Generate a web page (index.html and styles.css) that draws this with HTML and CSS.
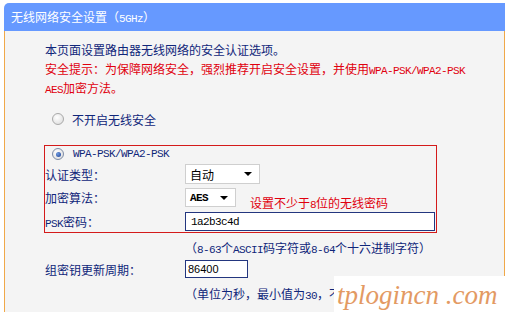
FILE: index.html
```html
<!DOCTYPE html>
<html lang="zh-CN">
<head>
  <meta charset="UTF-8" />
  <title>无线网络安全设置</title>
  <link rel="stylesheet" href="styles.css">
</head>
<body>

<div class="page">
  <div class="head">无线网络安全设置（<span class="en">5GHz</span>）</div>

  <div class="panel">
    <p class="intro">本页面设置路由器无线网络的安全认证选项。</p>
    <p class="warn">安全提示：为保障网络安全，强烈推荐开启安全设置，并使用<span class="en">WPA-PSK/WPA2-PSK</span><br><span class="en">AES</span>加密方法。</p>

    <div class="opt"><span class="radio"></span>不开启无线安全</div>

    <div class="secbox">
      <div class="opt opt-in"><span class="radio on"></span><span class="en">WPA-PSK/WPA2-PSK</span></div>

      <div class="row row-auth">
        <span class="lbl">认证类型：</span>
        <div class="sel sel-auth">自动<i class="arrow"></i></div>
      </div>

      <div class="row row-enc">
        <span class="lbl">加密算法：</span>
        <div class="sel sel-enc"><span class="en">AES</span><i class="arrow"></i></div>
        <span class="tip">设置不少于<span class="en">8</span>位的无线密码</span>
      </div>

      <div class="row row-psk">
        <span class="lbl"><span class="en">PSK</span>密码：</span>
        <div class="field field-psk"><span class="en">1a2b3c4d</span></div>
      </div>
    </div>

    <div class="row row-hint">
      <span class="lbl"></span>
      <span class="hint">（<span class="en">8-63</span>个<span class="en">ASCII</span>码字符或<span class="en">8-64</span>个十六进制字符）</span>
    </div>

    <div class="row row-group">
      <span class="lbl">组密钥更新周期：</span>
      <div class="field field-group"><span class="en">86400</span></div>
    </div>

    <div class="row row-hint2">
      <span class="lbl"></span>
      <span class="hint">（单位为秒，最小值为<span class="en">30</span>，不更新则为<span class="en">0</span>）</span>
    </div>
  </div>
</div>

<!-- watermark over the corner -->
<div class="mark">tplogincn .com</div>

</body>
</html>
```

FILE: styles.css
```css
:root {
  --head-blue: #6699ff;
  --panel-bg: #f4f4f4;
  --edge: #f0a848;
  --navy: #10267a;
  --red: #e0000e;
}

body {
  margin: 0;
  background: #ffffff;
  font-family: "Noto Sans CJK SC", "Noto Sans", sans-serif;
  font-size: 12px;
  color: var(--navy);
  position: relative;
  width: 509px;
  height: 317px;
  overflow: hidden;
}

/* ascii runs are half-width, like the old bitmap font */
.en {
  font-family: "Liberation Mono", monospace;
  font-size: 11px;
  letter-spacing: -0.6px;
  line-height: 10px;
}

.page {
  padding: 3px 4px 0 4px;
  width: 501px;
}

.head {
  height: 28px;
  line-height: 28px;
  background: var(--head-blue);
  border-top-left-radius: 5px;
  color: #ffffff;
  padding-left: 7px;
}

.panel {
  background: var(--panel-bg);
  border-left: 1px solid var(--edge);
  border-right: 1px solid var(--edge);
  padding: 9px 0 10px 40px;
}

.intro,
.warn {
  margin: 0;
  line-height: 19px;
}

.warn {
  color: var(--red);
}

.opt {
  display: flex;
  align-items: center;
  height: 18px;
  margin-top: 13px;
  padding-left: 7px;
  gap: 8px;
  color: var(--navy);
}

.opt-in {
  margin-top: 0;
  height: 16px;
  gap: 9px;
}

.radio {
  width: 10px;
  height: 10px;
  border-radius: 50%;
  border: 1px solid #a9a9a9;
  background: radial-gradient(circle at 40% 35%, #ffffff 0%, #e4e4e4 70%, #cfcfcf 100%);
  display: flex;
  align-items: center;
  justify-content: center;
}

.radio.on {
  border-color: #7d8ca6;
}

.radio.on::after {
  content: "";
  width: 5px;
  height: 5px;
  border-radius: 50%;
  background: radial-gradient(circle at 35% 35%, #6f9be0, #1b3f92);
}

.secbox {
  margin-top: 17px;
  margin-left: -1px;
  width: 391px;
  border: 1px solid #d41a1a;
}

.row {
  display: flex;
  align-items: center;
}

.lbl {
  width: 140px;
  flex: none;
}

.row-auth {
  margin-top: 2px;
  height: 20px;
}

.row-enc {
  margin-top: 4px;
  height: 24px;
  align-items: flex-start;
}

.row-enc .lbl,
.row-psk .lbl {
  line-height: 20px;
}

.row-psk {
  height: 20px;
  align-items: flex-start;
}

.sel {
  box-sizing: border-box;
  height: 20px;
  background: #ffffff;
  border: 1px solid #cfcfcf;
  color: #000000;
  display: flex;
  align-items: center;
  padding-left: 4px;
}

.sel-auth {
  width: 75px;
}

.sel-enc {
  width: 51px;
  height: 19px;
}

.sel .en {
  font-weight: bold;
}

.arrow {
  margin-left: auto;
  margin-right: 7px;
  width: 0;
  height: 0;
  border-left: 4px solid transparent;
  border-right: 4px solid transparent;
  border-top: 4px solid #000000;
}

.tip {
  color: var(--red);
  margin-left: 14px;
  align-self: flex-end;
  line-height: 14px;
  margin-bottom: 2px;
}

.field {
  box-sizing: border-box;
  height: 19px;
  background: #ffffff;
  border: 1px solid #23367f;
  color: #000000;
  display: flex;
  align-items: center;
  padding-left: 5px;
}

.field-psk {
  width: 250px;
}

.field-group {
  width: 63px;
  height: 18px;
  padding-left: 2px;
}

.field-group .en {
  font-family: "Liberation Sans", sans-serif;
  font-size: 11px;
  letter-spacing: 0;
}

.row-hint {
  margin-top: 5px;
  height: 18px;
}

.row-group {
  margin-top: 4px;
  height: 18px;
}

.row-hint2 {
  margin-top: 6px;
  height: 18px;
}

.mark {
  position: absolute;
  left: 334px;
  top: 276px;
  width: 175px;
  height: 41px;
  background: #ffffff;
  color: #e39a63;
  font-family: "Liberation Serif", serif;
  font-style: italic;
  font-size: 27px;
  line-height: 38px;
  padding-left: 3px;
  white-space: nowrap;
  overflow: hidden;
  box-sizing: border-box;
}
```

========================

Copy out the listing exactly as it stands, but not the pictures.

Generate a web page (index.html and styles.css) that draws this with HTML and CSS.
FILE: index.html
```html
<!DOCTYPE html>
<html lang="zh-CN">
<head>
  <meta charset="UTF-8" />
  <title>无线网络安全设置</title>
  <link rel="stylesheet" href="styles.css">
</head>
<body>

<div class="page">
  <div class="head">无线网络安全设置（<span class="en">5GHz</span>）</div>

  <div class="panel">
    <p class="intro">本页面设置路由器无线网络的安全认证选项。</p>
    <p class="warn">安全提示：为保障网络安全，强烈推荐开启安全设置，并使用<span class="en">WPA-PSK/WPA2-PSK</span><br><span class="en">AES</span>加密方法。</p>

    <div class="opt"><span class="radio"></span>不开启无线安全</div>

    <div class="secbox">
      <div class="opt opt-in"><span class="radio on"></span><span class="en">WPA-PSK/WPA2-PSK</span></div>

      <div class="row row-auth">
        <span class="lbl">认证类型：</span>
        <div class="sel sel-auth">自动<i class="arrow"></i></div>
      </div>

      <div class="row row-enc">
        <span class="lbl">加密算法：</span>
        <div class="sel sel-enc"><span class="en">AES</span><i class="arrow"></i></div>
        <span class="tip">设置不少于<span class="en">8</span>位的无线密码</span>
      </div>

      <div class="row row-psk">
        <span class="lbl"><span class="en">PSK</span>密码：</span>
        <div class="field field-psk"><span class="en">1a2b3c4d</span></div>
      </div>
    </div>

    <div class="row row-hint">
      <span class="lbl"></span>
      <span class="hint">（<span class="en">8-63</span>个<span class="en">ASCII</span>码字符或<span class="en">8-64</span>个十六进制字符）</span>
    </div>

    <div class="row row-group">
      <span class="lbl">组密钥更新周期：</span>
      <div class="field field-group"><span class="en">86400</span></div>
    </div>

    <div class="row row-hint2">
      <span class="lbl"></span>
      <span class="hint">（单位为秒，最小值为<span class="en">30</span>，不更新则为<span class="en">0</span>）</span>
    </div>
  </div>
</div>

<!-- watermark over the corner -->
<div class="mark">tplogincn .com</div>

</body>
</html>
```

FILE: styles.css
```css
:root {
  --head-blue: #6699ff;
  --panel-bg: #f4f4f4;
  --edge: #f0a848;
  --navy: #10267a;
  --red: #e0000e;
}

body {
  margin: 0;
  background: #ffffff;
  font-family: "Noto Sans CJK SC", "Noto Sans", sans-serif;
  font-size: 12px;
  color: var(--navy);
  position: relative;
  width: 509px;
  height: 317px;
  overflow: hidden;
}

/* ascii runs are half-width, like the old bitmap font */
.en {
  font-family: "Liberation Mono", monospace;
  font-size: 11px;
  letter-spacing: -0.6px;
  line-height: 10px;
}

.page {
  padding: 3px 4px 0 4px;
  width: 501px;
}

.head {
  height: 28px;
  line-height: 28px;
  background: var(--head-blue);
  border-top-left-radius: 5px;
  color: #ffffff;
  padding-left: 7px;
}

.panel {
  background: var(--panel-bg);
  border-left: 1px solid var(--edge);
  border-right: 1px solid var(--edge);
  padding: 9px 0 10px 40px;
}

.intro,
.warn {
  margin: 0;
  line-height: 19px;
}

.warn {
  color: var(--red);
}

.opt {
  display: flex;
  align-items: center;
  height: 18px;
  margin-top: 13px;
  padding-left: 7px;
  gap: 8px;
  color: var(--navy);
}

.opt-in {
  margin-top: 0;
  height: 16px;
  gap: 9px;
}

.radio {
  width: 10px;
  height: 10px;
  border-radius: 50%;
  border: 1px solid #a9a9a9;
  background: radial-gradient(circle at 40% 35%, #ffffff 0%, #e4e4e4 70%, #cfcfcf 100%);
  display: flex;
  align-items: center;
  justify-content: center;
}

.radio.on {
  border-color: #7d8ca6;
}

.radio.on::after {
  content: "";
  width: 5px;
  height: 5px;
  border-radius: 50%;
  background: radial-gradient(circle at 35% 35%, #6f9be0, #1b3f92);
}

.secbox {
  margin-top: 17px;
  margin-left: -1px;
  width: 391px;
  border: 1px solid #d41a1a;
}

.row {
  display: flex;
  align-items: center;
}

.lbl {
  width: 140px;
  flex: none;
}

.row-auth {
  margin-top: 2px;
  height: 20px;
}

.row-enc {
  margin-top: 4px;
  height: 24px;
  align-items: flex-start;
}

.row-enc .lbl,
.row-psk .lbl {
  line-height: 20px;
}

.row-psk {
  height: 20px;
  align-items: flex-start;
}

.sel {
  box-sizing: border-box;
  height: 20px;
  background: #ffffff;
  border: 1px solid #cfcfcf;
  color: #000000;
  display: flex;
  align-items: center;
  padding-left: 4px;
}

.sel-auth {
  width: 75px;
}

.sel-enc {
  width: 51px;
  height: 19px;
}

.sel .en {
  font-weight: bold;
}

.arrow {
  margin-left: auto;
  margin-right: 7px;
  width: 0;
  height: 0;
  border-left: 4px solid transparent;
  border-right: 4px solid transparent;
  border-top: 4px solid #000000;
}

.tip {
  color: var(--red);
  margin-left: 14px;
  align-self: flex-end;
  line-height: 14px;
  margin-bottom: 2px;
}

.field {
  box-sizing: border-box;
  height: 19px;
  background: #ffffff;
  border: 1px solid #23367f;
  color: #000000;
  display: flex;
  align-items: center;
  padding-left: 5px;
}

.field-psk {
  width: 250px;
}

.field-group {
  width: 63px;
  height: 18px;
  padding-left: 2px;
}

.field-group .en {
  font-family: "Liberation Sans", sans-serif;
  font-size: 11px;
  letter-spacing: 0;
}

.row-hint {
  margin-top: 5px;
  height: 18px;
}

.row-group {
  margin-top: 4px;
  height: 18px;
}

.row-hint2 {
  margin-top: 6px;
  height: 18px;
}

.mark {
  position: absolute;
  left: 334px;
  top: 276px;
  width: 175px;
  height: 41px;
  background: #ffffff;
  color: #e39a63;
  font-family: "Liberation Serif", serif;
  font-style: italic;
  font-size: 27px;
  line-height: 38px;
  padding-left: 3px;
  white-space: nowrap;
  overflow: hidden;
  box-sizing: border-box;
}
```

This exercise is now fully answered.